Conventional diagnosis of breast cancer involves the histological and immunohistochemical analysis of tissue sections obtained through clinical biopsy. For surgical margin assessment within the operating room, the standard technique is frozen section examination, which takes between 30 min to 2 hours to give results. Technologies for rapid and label-free diagnosis of malignancies from breast tissues thus have significant potential for application in pathology laboratories and operating rooms.
A team led by Prof. Annapoorni Rangarajan and Prof. Hardik J. Pandya (BEES lab) along with researchers from Assam Medical College, reports the design, development, and clinical validation of a MEMS-based platform (the RapidET system) for characterisation of ex vivo breast biopsy tissues to classify them as tumor or normal. The RapidET system developed at BEES lab integrates silicon microchips with interdigitated electrodes, a microheater, resistance temperature detectors, and onboard electronics for control, actuation, and data acquisition. The microchips can simultaneously measure the electrical and thermal properties of the tissue and its temperature-dependent variations. Measurements performed on deparaffinized and formalin-fixed breast biopsy tissues show a higher surface and bulk electrical resistivity and lower thermal conductivity for tumors compared to the adjacent normal tissues. The study also presents a novel method of using changes in electrical resistivity with temperature and combining it with thermal conductivity measurements as a metric for classifying tissues as tumor or normal while detailing the biochemical and biophysical basis for the same.
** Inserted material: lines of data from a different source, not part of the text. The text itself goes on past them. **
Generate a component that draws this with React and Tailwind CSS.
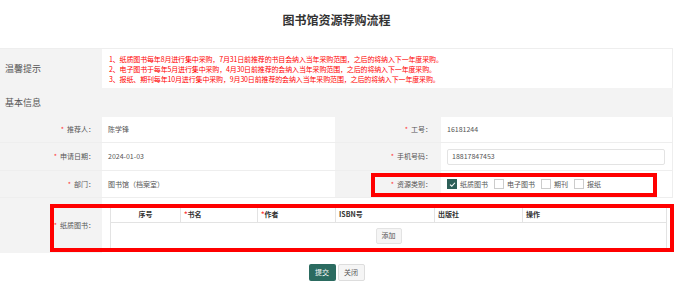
import React from "react";

const font = { fontFamily: '"Noto Sans CJK SC", "Noto Sans", sans-serif' };

const tips = [
  "1、纸质图书每年8月进行集中采购，7月31日前推荐的书目会纳入当年采购范围，之后的将纳入下一年度采购。",
  "2、电子图书于每年5月进行集中采购，4月30日前推荐的会纳入当年采购范围，之后的将纳入下一年度采购。",
  "3、报纸、期刊每年10月进行集中采购，9月30日前推荐的会纳入当年采购范围，之后的将纳入下一年度采购。",
];

function Label({ text, w = "w-[102px]", pr = "pr-[7px]" }) {
  return (
    <div className={`${w} shrink-0 bg-[#f3f3f3] flex items-center justify-end ${pr} text-[7px] text-[#555]`}>
      <span className="text-[#f33] mr-[3px]">*</span>
      {text}：
    </div>
  );
}

function Check({ checked, label }) {
  return (
    <div className="flex items-center">
      {checked ? (
        <span className="w-[10px] h-[10px] bg-[#2d5f58] flex items-center justify-center">
          <svg width="7" height="7" viewBox="0 0 10 10">
            <path d="M1.5 5.2 L4 7.5 L8.5 2.5" stroke="#fff" strokeWidth="1.6" fill="none" />
          </svg>
        </span>
      ) : (
        <span className="w-[10px] h-[10px] border border-[#ccc] bg-white" />
      )}
      <span className="ml-[3px] text-[7px] text-[#555]">{label}</span>
    </div>
  );
}

const cols = [
  { w: "w-[70px]", t: "序号", center: true },
  { w: "w-[77px]", t: "书名", req: true },
  { w: "w-[78px]", t: "作者", req: true },
  { w: "w-[99px]", t: "ISBN号" },
  { w: "w-[88px]", t: "出版社" },
  { w: "flex-1", t: "操作" },
];

export default function App() {
  return (
    <div className="w-[688px] h-[296px] bg-white relative overflow-hidden" style={font}>
      <div className="w-[673px]">
        {/* Title */}
        <div className="h-[48px] pt-[12px] text-center text-[12px] leading-[15px] font-bold text-[#333]">
          图书馆资源荐购流程
        </div>

        {/* Tips */}
        <div className="flex h-[40px] border-t border-[#eee]">
          <div className="w-[102px] shrink-0 bg-[#f3f3f3] flex items-center pl-[5px] text-[9px] text-[#555]">
            温馨提示
          </div>
          <div className="flex-1 bg-white border-r border-[#eee] pl-[7px] flex flex-col justify-center">
            {tips.map((t) => (
              <p key={t} className="text-[7px] leading-[10px] tracking-[-0.15px] text-[#f00] whitespace-nowrap">
                {t}
              </p>
            ))}
          </div>
        </div>

        {/* Section */}
        <div className="h-[29px] bg-[#f3f3f3] flex items-center pl-[5px] text-[9px] text-[#555]">
          基本信息
        </div>

        {/* Row 1 */}
        <div className="flex h-[26px] border-b border-[#eee]">
          <Label text="推荐人" />
          <div className="w-[233px] flex items-center pl-[6px] text-[7px] text-[#555]">陈学锋</div>
          <Label text="工号" w="w-[106px]" pr="pr-[9px]" />
          <div className="flex-1 flex items-center pl-[6px] text-[7px] text-[#555] border-r border-[#eee]">
            16181244
          </div>
        </div>

        {/* Row 2 */}
        <div className="flex h-[28px] border-b border-[#eee]">
          <Label text="申请日期" />
          <div className="w-[233px] flex items-center pl-[6px] text-[7px] text-[#555]">2024-01-03</div>
          <Label text="手机号码" w="w-[106px]" pr="pr-[9px]" />
          <div className="flex-1 flex items-center pl-[6px] pr-[7px] border-r border-[#eee]">
            <div className="w-full h-[16px] border border-[#e3e3e3] rounded-[2px] flex items-center pl-[4px] text-[7px] text-[#555]">
              18817847453
            </div>
          </div>
        </div>

        {/* Row 3 */}
        <div className="flex h-[27px] border-b border-[#eee]">
          <Label text="部门" />
          <div className="w-[233px] flex items-center pl-[6px] text-[7px] text-[#555]">图书馆（档案室）</div>
          <Label text="资源类别" w="w-[106px]" pr="pr-[9px]" />
          <div className="flex-1 flex items-center pl-[6px] gap-[6px] border-r border-[#eee]">
            <Check checked label="纸质图书" />
            <Check label="电子图书" />
            <Check label="期刊" />
            <Check label="报纸" />
          </div>
        </div>

        {/* Row 4 */}
        <div className="flex h-[55px]">
          <Label text="纸质图书" />
          <div className="flex-1 pl-[8px] pr-[6px] pt-[7px]">
            <div className="border border-[#e3e3e3]">
              <div className="flex h-[17px] border-b border-[#e3e3e3] text-[7px] font-bold text-[#333]">
                {cols.map((c, i) => (
                  <div
                    key={c.t}
                    className={`${c.w} flex items-center ${c.center ? "justify-center" : "pl-[3px]"} ${
                      i < cols.length - 1 ? "border-r border-[#e3e3e3]" : ""
                    }`}
                  >
                    {c.req && <span className="text-[#f33]">*</span>}
                    {c.t}
                  </div>
                ))}
              </div>
              <div className="h-[25px] flex items-center justify-center">
                <button className="w-[26px] h-[16px] bg-[#f5f5f5] border border-[#e3e3e3] rounded-[2px] text-[7px] text-[#555]">
                  添加
                </button>
              </div>
            </div>
          </div>
        </div>

        {/* Buttons */}
        <div className="flex justify-center gap-[2px] mt-[11px]">
          <button className="w-[27px] h-[17px] bg-[#2b6b60] rounded-[2px] text-[7px] text-white">提交</button>
          <button className="w-[27px] h-[17px] bg-[#f5f5f5] border border-[#ddd] rounded-[2px] text-[7px] text-[#555]">
            关闭
          </button>
        </div>
      </div>

      {/* Annotation boxes */}
      <div className="absolute left-[371px] top-[173px] w-[286px] h-[24px] border-[4px] border-[#f00]" />
      <div className="absolute left-[50px] top-[204px] w-[624px] h-[48px] border-[4px] border-[#f00]" />
    </div>
  );
}
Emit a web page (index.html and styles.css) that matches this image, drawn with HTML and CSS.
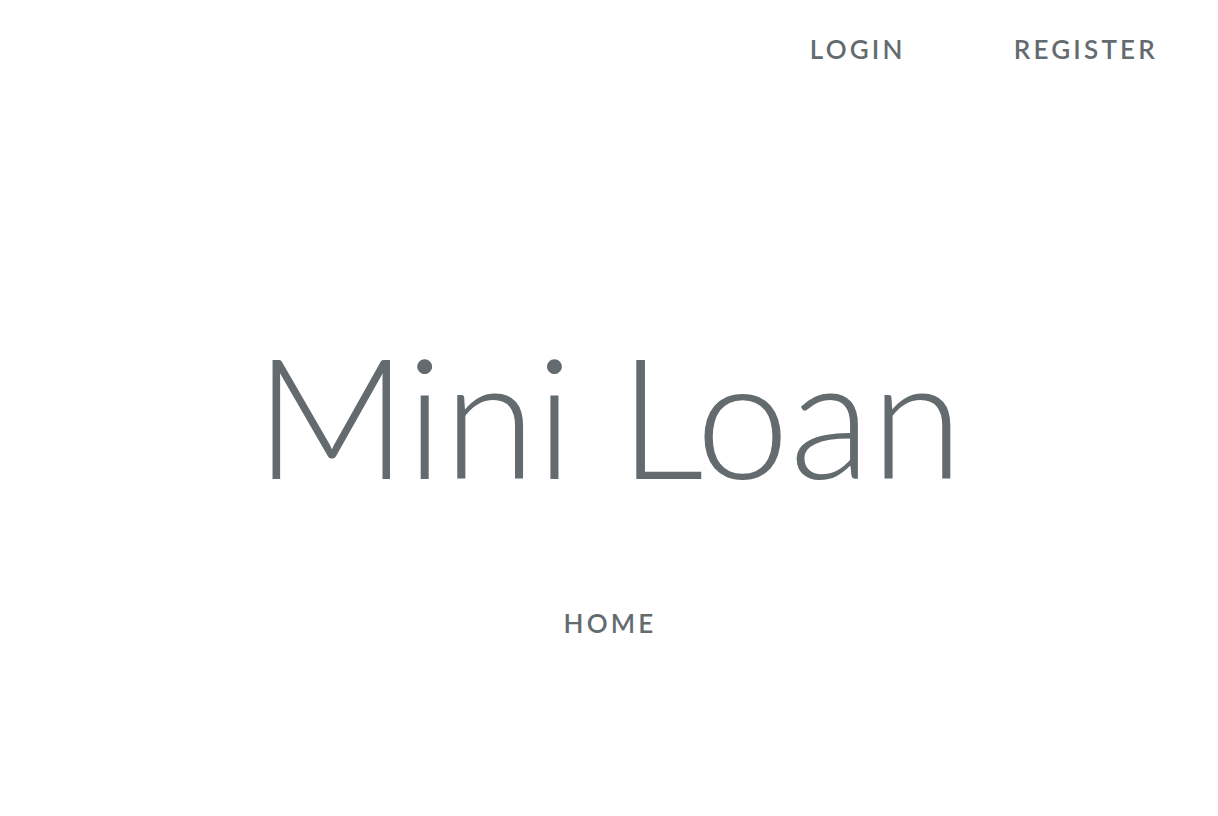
FILE: index.html
```html
<!DOCTYPE html>
<html lang="en">
<head>
<meta charset="utf-8">
<title>Mini Loan</title>
<link rel="stylesheet" href="styles.css">
</head>
<body>
<div class="page">
  <header class="top-right">
    <a class="link" href="#">Login</a>
    <a class="link" href="#">Register</a>
  </header>
  <main class="content">
    <div class="title">Mini Loan</div>
    <nav class="links">
      <a class="link" href="#">Home</a>
    </nav>
  </main>
</div>
</body>
</html>
```
FILE: styles.css
```css
html, body {
  margin: 0;
  padding: 0;
  background: #fff;
  color: #636b6f;
  font-family: "Lato", "Noto Sans", sans-serif;
  height: 100%;
}
.page {
  height: 100vh;
  display: flex;
  flex-direction: column;
}
.top-right {
  display: flex;
  justify-content: flex-end;
  gap: 108px;
  padding: 34px 60px 0 0;
  height: 30px;
}
.link {
  color: #636b6f;
  text-decoration: none;
  font-size: 26px;
  font-weight: 600;
  letter-spacing: 3.2px;
  text-transform: uppercase;
  line-height: 30px;
}
.content {
  flex: 1;
  display: flex;
  flex-direction: column;
  align-items: center;
  padding-top: 266px;
}
.title {
  font-size: 168px;
  font-weight: 300;
  line-height: 1;
  margin-bottom: 110px;
}
.links {
  display: flex;
  padding-left: 2px;
}
```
This work has been spearheaded by Ph.D. student Anil Vishnu G. K. from the Centre for BioSystems Science and Engineering (BSSE), and funded by SERB (project lead: Prof. Hardik J Pandya).
REFERENCE:
GK, Anil Vishnu, Gayatri Gogoi, Bhagaban Behera, Saeed Rila, Annapoorni Rangarajan, and Hardik J. Pandya. “RapidET: a MEMS-based platform for label-free and rapid demarcation of tumors from normal breast biopsy tissues.” Microsystems & Nanoengineering 8, no. 1 (2022): 1-16.